◆ Data extract ◆
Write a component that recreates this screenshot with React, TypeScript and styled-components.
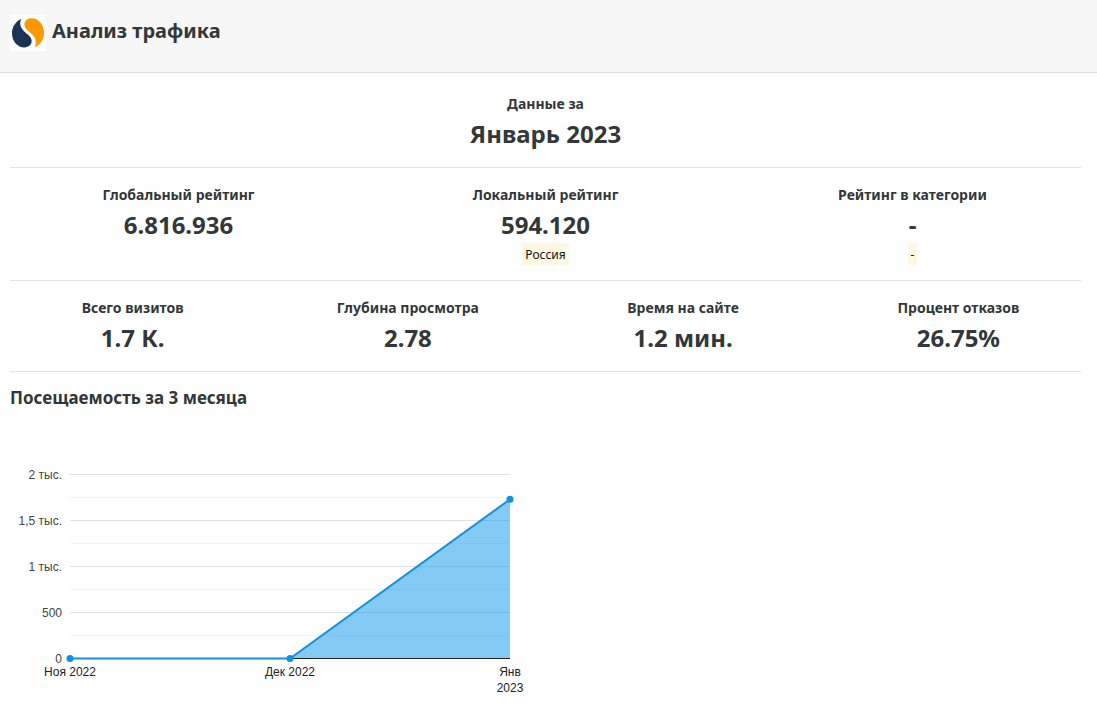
import React from "react";
import styled, { createGlobalStyle } from "styled-components";

const GlobalStyle = createGlobalStyle`
  *, *::before, *::after { box-sizing: border-box; }
  body {
    margin: 0;
    background: #fff;
    color: #32373a;
    font-family: "Noto Sans", "Open Sans", sans-serif;
    overflow-x: hidden;
  }
`;

const Header = styled.header`
  display: flex;
  align-items: flex-start;
  gap: 6px;
  min-height: 73px;
  padding: 15px 10px;
  background: #f7f7f7;
  border-bottom: 1px solid #ddd;
`;

const Logo = styled.svg`
  flex: none;
  width: 36px;
  height: 36px;
  background: #fff;
`;

const Title = styled.h1`
  margin: 0;
  font-size: 20px;
  line-height: 32px;
  font-weight: 700;
`;

const Content = styled.main`
  padding: 4px 16px 20px 10px;
`;

const StatRow = styled.section`
  padding: 17px 0 18px;
  border-bottom: 1px solid #e2e2e2;
`;

const Columns = styled.dl<{ $count: number }>`
  display: grid;
  grid-template-columns: repeat(${(p) => p.$count}, 1fr);
  margin: 0 -15px;
`;

const Stat = styled.div`
  display: flex;
  flex-direction: column;
  align-items: center;
  text-align: center;
`;

const StatLabel = styled.dt`
  font-size: 14px;
  line-height: 20px;
  font-weight: 700;
`;

const StatValue = styled.dd`
  margin: 5px 0 0;
  font-size: 24px;
  line-height: 30px;
  font-weight: 700;
`;

const Badge = styled.dd`
  margin: 3px 0 -3px;
  padding: 2px 3px 0;
  background: #fcf8e3;
  color: #111;
  font-size: 12px;
  line-height: 20px;
`;

const SectionTitle = styled.h2`
  margin: 14px 0 0;
  font-size: 17px;
  line-height: 24px;
  font-weight: 700;
`;

const Chart = styled.svg`
  display: block;
  width: 540px;
  max-width: 100%;
  height: auto;
  margin: 30px 0 0;
  font-family: "Liberation Sans", Arial, sans-serif;
  font-size: 12px;
`;

type StatItem = { label: string; value: string; note?: string };

const rows: StatItem[][] = [
  [{ label: "Данные за", value: "Январь 2023" }],
  [
    { label: "Глобальный рейтинг", value: "6.816.936" },
    { label: "Локальный рейтинг", value: "594.120", note: "Россия" },
    { label: "Рейтинг в категории", value: "-", note: "-" },
  ],
  [
    { label: "Всего визитов", value: "1.7 К." },
    { label: "Глубина просмотра", value: "2.78" },
    { label: "Время на сайте", value: "1.2 мин." },
    { label: "Процент отказов", value: "26.75%" },
  ],
];

const ticks = ["0", "500", "1 тыс.", "1,5 тыс.", "2 тыс."];
const months = [
  { lines: ["Ноя 2022"], visits: 0 },
  { lines: ["Дек 2022"], visits: 0 },
  { lines: ["Янв", "2023"], visits: 1730 },
];

const LEFT = 60;
const RIGHT = 500;
const BASE = 218;
const STEP = 46;

function VisitsChart() {
  const points = months.map((m, i) => ({
    x: LEFT + (i * (RIGHT - LEFT)) / (months.length - 1),
    y: BASE - (m.visits / 500) * STEP,
  }));
  const line = points.map((p) => `${p.x},${p.y}`).join(" ");
  return (
    <Chart viewBox="0 0 540 260" role="img" aria-label="Посещаемость за 3 месяца">
      {ticks.map((tick, i) => (
        <g key={tick}>
          {i > 0 && (
            <>
              <rect x={LEFT} y={BASE - i * STEP} width={RIGHT - LEFT} height="1" fill="#e0e0e0" />
              <rect x={LEFT} y={BASE - i * STEP + STEP / 2} width={RIGHT - LEFT} height="1" fill="#f2f2f2" />
            </>
          )}
          <text x={LEFT - 8} y={BASE - i * STEP + 5} textAnchor="end" fill="#444">
            {tick}
          </text>
        </g>
      ))}
      <rect x={LEFT} y={BASE} width={RIGHT - LEFT} height="1" fill="#222" />
      <polygon points={`${line} ${RIGHT},${BASE} ${LEFT},${BASE}`} fill="#0795e9" fillOpacity="0.5" />
      <polyline points={line} transform="translate(0 .5)" fill="none" stroke="#1490dc" strokeWidth="2" />
      {points.map((p, i) => (
        <g key={months[i].lines[0]}>
          <circle cx={p.x} cy={p.y + 0.5} r="3.5" fill="#0d92e6" />
          <text textAnchor="middle" fill="#222">
            {months[i].lines.map((text, n) => (
              <tspan key={text} x={p.x} y={BASE + 18 + n * 16}>
                {text}
              </tspan>
            ))}
          </text>
        </g>
      ))}
    </Chart>
  );
}

export default function App() {
  return (
    <>
      <GlobalStyle />
      <Header>
        <Logo viewBox="0 0 36 36" aria-hidden="true">
          <path
            d="M11.200 4C5.500 6.500 2 11.800 2 18.200 2 26.400 7.600 32.400 14.400 32.400c4.300 0 7.300-2.500 7.300-6.300 0-3.200-2-5-5.200-7.600C12.400 15 10.200 12.400 10.200 8.600c0-1.700.4-3.200 1-4.600z"
            fill="#1b3454"
          />
          <path
            d="M24.800 32.200C30.500 29.700 34 24.400 34 18 34 9.400 28.400 3.200 21.600 3.200c-4.300 0-7.200 2.500-7.200 6.300 0 3.200 2 5 5.200 7.600 4.100 3.500 6.200 6.100 6.200 9.900 0 1.900-.4 3.700-1 5.200z"
            fill="#ff9800"
          />
        </Logo>
        <Title>Анализ трафика</Title>
      </Header>
      <Content>
        {rows.map((items) => (
          <StatRow key={items[0].label}>
            <Columns $count={items.length}>
              {items.map((item) => (
                <Stat key={item.label}>
                  <StatLabel>{item.label}</StatLabel>
                  <StatValue>{item.value}</StatValue>
                  {item.note && <Badge>{item.note}</Badge>}
                </Stat>
              ))}
            </Columns>
          </StatRow>
        ))}
        <SectionTitle>Посещаемость за 3 месяца</SectionTitle>
        <VisitsChart />
      </Content>
    </>
  );
}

◆ Goal ◆
Extract all the data above exactly, excluding every picture.

◆ Problem solution ◆
Write a component that recreates this screenshot with React, TypeScript and styled-components.
import React from "react";
import styled, { createGlobalStyle } from "styled-components";

const GlobalStyle = createGlobalStyle`
  *, *::before, *::after { box-sizing: border-box; }
  body {
    margin: 0;
    background: #fff;
    color: #32373a;
    font-family: "Noto Sans", "Open Sans", sans-serif;
    overflow-x: hidden;
  }
`;

const Header = styled.header`
  display: flex;
  align-items: flex-start;
  gap: 6px;
  min-height: 73px;
  padding: 15px 10px;
  background: #f7f7f7;
  border-bottom: 1px solid #ddd;
`;

const Logo = styled.svg`
  flex: none;
  width: 36px;
  height: 36px;
  background: #fff;
`;

const Title = styled.h1`
  margin: 0;
  font-size: 20px;
  line-height: 32px;
  font-weight: 700;
`;

const Content = styled.main`
  padding: 4px 16px 20px 10px;
`;

const StatRow = styled.section`
  padding: 17px 0 18px;
  border-bottom: 1px solid #e2e2e2;
`;

const Columns = styled.dl<{ $count: number }>`
  display: grid;
  grid-template-columns: repeat(${(p) => p.$count}, 1fr);
  margin: 0 -15px;
`;

const Stat = styled.div`
  display: flex;
  flex-direction: column;
  align-items: center;
  text-align: center;
`;

const StatLabel = styled.dt`
  font-size: 14px;
  line-height: 20px;
  font-weight: 700;
`;

const StatValue = styled.dd`
  margin: 5px 0 0;
  font-size: 24px;
  line-height: 30px;
  font-weight: 700;
`;

const Badge = styled.dd`
  margin: 3px 0 -3px;
  padding: 2px 3px 0;
  background: #fcf8e3;
  color: #111;
  font-size: 12px;
  line-height: 20px;
`;

const SectionTitle = styled.h2`
  margin: 14px 0 0;
  font-size: 17px;
  line-height: 24px;
  font-weight: 700;
`;

const Chart = styled.svg`
  display: block;
  width: 540px;
  max-width: 100%;
  height: auto;
  margin: 30px 0 0;
  font-family: "Liberation Sans", Arial, sans-serif;
  font-size: 12px;
`;

type StatItem = { label: string; value: string; note?: string };

const rows: StatItem[][] = [
  [{ label: "Данные за", value: "Январь 2023" }],
  [
    { label: "Глобальный рейтинг", value: "6.816.936" },
    { label: "Локальный рейтинг", value: "594.120", note: "Россия" },
    { label: "Рейтинг в категории", value: "-", note: "-" },
  ],
  [
    { label: "Всего визитов", value: "1.7 К." },
    { label: "Глубина просмотра", value: "2.78" },
    { label: "Время на сайте", value: "1.2 мин." },
    { label: "Процент отказов", value: "26.75%" },
  ],
];

const ticks = ["0", "500", "1 тыс.", "1,5 тыс.", "2 тыс."];
const months = [
  { lines: ["Ноя 2022"], visits: 0 },
  { lines: ["Дек 2022"], visits: 0 },
  { lines: ["Янв", "2023"], visits: 1730 },
];

const LEFT = 60;
const RIGHT = 500;
const BASE = 218;
const STEP = 46;

function VisitsChart() {
  const points = months.map((m, i) => ({
    x: LEFT + (i * (RIGHT - LEFT)) / (months.length - 1),
    y: BASE - (m.visits / 500) * STEP,
  }));
  const line = points.map((p) => `${p.x},${p.y}`).join(" ");
  return (
    <Chart viewBox="0 0 540 260" role="img" aria-label="Посещаемость за 3 месяца">
      {ticks.map((tick, i) => (
        <g key={tick}>
          {i > 0 && (
            <>
              <rect x={LEFT} y={BASE - i * STEP} width={RIGHT - LEFT} height="1" fill="#e0e0e0" />
              <rect x={LEFT} y={BASE - i * STEP + STEP / 2} width={RIGHT - LEFT} height="1" fill="#f2f2f2" />
            </>
          )}
          <text x={LEFT - 8} y={BASE - i * STEP + 5} textAnchor="end" fill="#444">
            {tick}
          </text>
        </g>
      ))}
      <rect x={LEFT} y={BASE} width={RIGHT - LEFT} height="1" fill="#222" />
      <polygon points={`${line} ${RIGHT},${BASE} ${LEFT},${BASE}`} fill="#0795e9" fillOpacity="0.5" />
      <polyline points={line} transform="translate(0 .5)" fill="none" stroke="#1490dc" strokeWidth="2" />
      {points.map((p, i) => (
        <g key={months[i].lines[0]}>
          <circle cx={p.x} cy={p.y + 0.5} r="3.5" fill="#0d92e6" />
          <text textAnchor="middle" fill="#222">
            {months[i].lines.map((text, n) => (
              <tspan key={text} x={p.x} y={BASE + 18 + n * 16}>
                {text}
              </tspan>
            ))}
          </text>
        </g>
      ))}
    </Chart>
  );
}

export default function App() {
  return (
    <>
      <GlobalStyle />
      <Header>
        <Logo viewBox="0 0 36 36" aria-hidden="true">
          <path
            d="M11.200 4C5.500 6.500 2 11.800 2 18.200 2 26.400 7.600 32.400 14.400 32.400c4.300 0 7.300-2.500 7.300-6.300 0-3.200-2-5-5.200-7.600C12.400 15 10.200 12.400 10.200 8.600c0-1.700.4-3.200 1-4.600z"
            fill="#1b3454"
          />
          <path
            d="M24.800 32.200C30.500 29.700 34 24.400 34 18 34 9.400 28.400 3.200 21.600 3.200c-4.300 0-7.200 2.500-7.200 6.300 0 3.200 2 5 5.200 7.600 4.100 3.500 6.200 6.100 6.200 9.900 0 1.900-.4 3.700-1 5.200z"
            fill="#ff9800"
          />
        </Logo>
        <Title>Анализ трафика</Title>
      </Header>
      <Content>
        {rows.map((items) => (
          <StatRow key={items[0].label}>
            <Columns $count={items.length}>
              {items.map((item) => (
                <Stat key={item.label}>
                  <StatLabel>{item.label}</StatLabel>
                  <StatValue>{item.value}</StatValue>
                  {item.note && <Badge>{item.note}</Badge>}
                </Stat>
              ))}
            </Columns>
          </StatRow>
        ))}
        <SectionTitle>Посещаемость за 3 месяца</SectionTitle>
        <VisitsChart />
      </Content>
    </>
  );
}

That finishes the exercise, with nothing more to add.